For a child of divorce, with such dysfunctional experiences and shattered memories, to “get back on the saddle” and ride off into the sunset with my wife Shelley at my side is a miracle of sorts, don’t you think? Shelley is also a child of divorce. We met in church, and then thirty-four years later we came into the Catholic Church together. We both absolutely agree that the sacraments are now an indispensable agent of grace within this grace we know as our marriage. We both agree that the two key sacraments that keep us going are Confession and the Eucharist. Modern man’s pessimism claims that you can never give what you never got. As Catholics, we disagree. The Godhead, the Trinity, is the eternal source of all unity. And the marriage of Jesus, the Son of God, the Second Person of the Trinity, to His Bride — the Church — with Mary by His scarred side, and with St. Joseph standing nobly in attendance, is the heavenly model that we earnestly emulate and call upon for prayer.

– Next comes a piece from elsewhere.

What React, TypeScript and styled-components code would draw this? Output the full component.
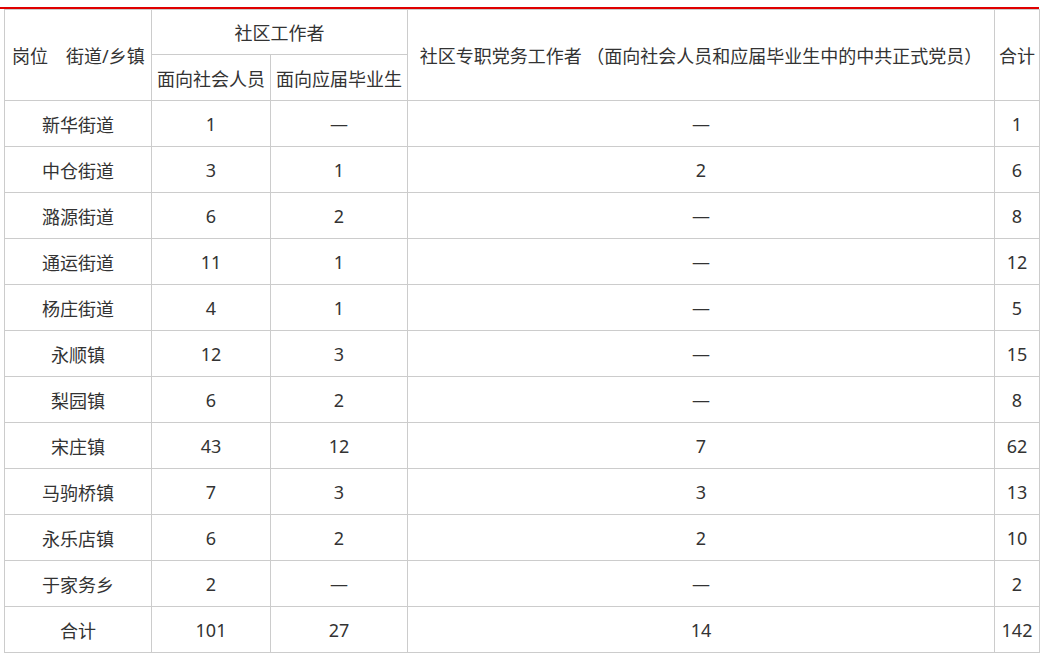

I leave you with this “spousal analogy.” On my wedding night, I did not take the keys from my bride. Rather, I gave them to her. Shelley got the keys to the house, keys to the car, and keys to our bank account brimming with $640. She did not need to ask me every time she used the keys. I “endowed her” with full authority to use them, anytime, as my bride, as she saw fit. So it is with Jesus giving the keys to Peter. When He gave the keys to Peter, He endowed the Church (His “Bride”) with all authority necessary to conduct earthly affairs in His name, until His return. I thank God that my home is now under Peter, who is under Christ. This “Singing Plumber” has a lot of work to do, and a lot of songs yet to sing. But I can rejoice to call myself a Roman Catholic.